Only a month ago, the U.S. Department of Agriculture was predicting a slump in grain prices. Aggressive planting after the record corn and wheat prices of two years ago has prompted the USDA's optimism about record crops and its chief economist reckoned in February that the 2014 wheat crop would sell at an average price of $5.30 per bushel. Since then, events have taken a different turn. Continuing cold and dry weather in the southern plains, shipping problems in Canada and Russia's annexation of Crimea, have all contributed to a rise in prices. On the Chicago Board of Trade, wheat for May delivery reached $7.19 on Wednesday, reflecting anxiety about the conditions for crop germination in the prairies, as well as Europe's dependence on the flow of food from Black Sea ports.

President Putin is playing his diplomatic game in Ukraine just as that country emerges as a global food supplier. Ukraine has for generations been a food producer for Russia, but it has much greater potential. Ukraine's weather and soil closely resemble the northern corn belt in the U.S., but Ukraine's farmers still lack the sophistication, equipment and infrastructure to achieve North American crop yields. Ukraine's farmers achieve only 60 per cent of the output per acre of their North American rivals. However, the country is already making huge gains, with corn production rising 17 per cent over the last five years, and it is no surprise to learn that U.S. agribusiness multinationals have targeted Ukraine for investment.

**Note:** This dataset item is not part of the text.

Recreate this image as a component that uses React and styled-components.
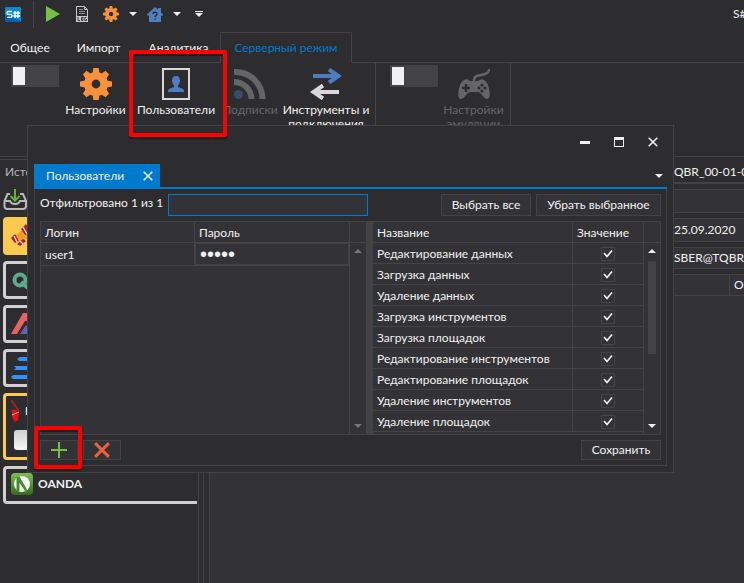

E.I. du Pont de Nemours & Co. said in February that disruption to seed sales in Ukraine would affect its earnings. Cargill Inc. has storage silos and and a vegetable oil plant in Ukraine. In January, shrugging off the brewing civil unrest, the Minneapolis grain trader agreed to pay $200-million (U.S.) for a 5 per cent interest in an agribusiness firm based in Kiev. UkrLandFarming PLC has 1.6 million acres producing corn, wheat, barley, sugar beet and sunflowers. Meanwhile, China has in recent years been making extensive overtures to Ukraine, seeking to lease farmland and offering loans in exchange for long-term feed supplies for China's expanding livestock industry.

The memory of the droughts that led to the 2012 grain price explosion is still very much alive in agricultural markets and among governments. Shortages have been made worse by hoarding behaviour, notably in Russia and India which both sought to protect domestic supplies by banning exports. The availability of real-time information about crops helps farmers to react swiftly to prices, but at the same time, it encourages both official panic, and the raising of official barriers to trade that can transform a shortage into hunger. Into this mix, we now find that power politics and historic diplomatic rivalries are injecting a new danger.

Ukraine was a breadbasket for Russia, and has become one for Europe, too. What is now becoming clear is that the importance of Ukraine's ports is not the Russian warships that skulk in Crimea, but the grain terminals and bulk carriers that bring food out of the Black Sea into the Mediterranean, through the Suez Canal into the Middle East and beyond. Ukraine's grain exports make it as vital a cog in the global food machine as the Canadian prairies, and it has now become a pawn in a nasty political game. No wonder the wheat price is rising.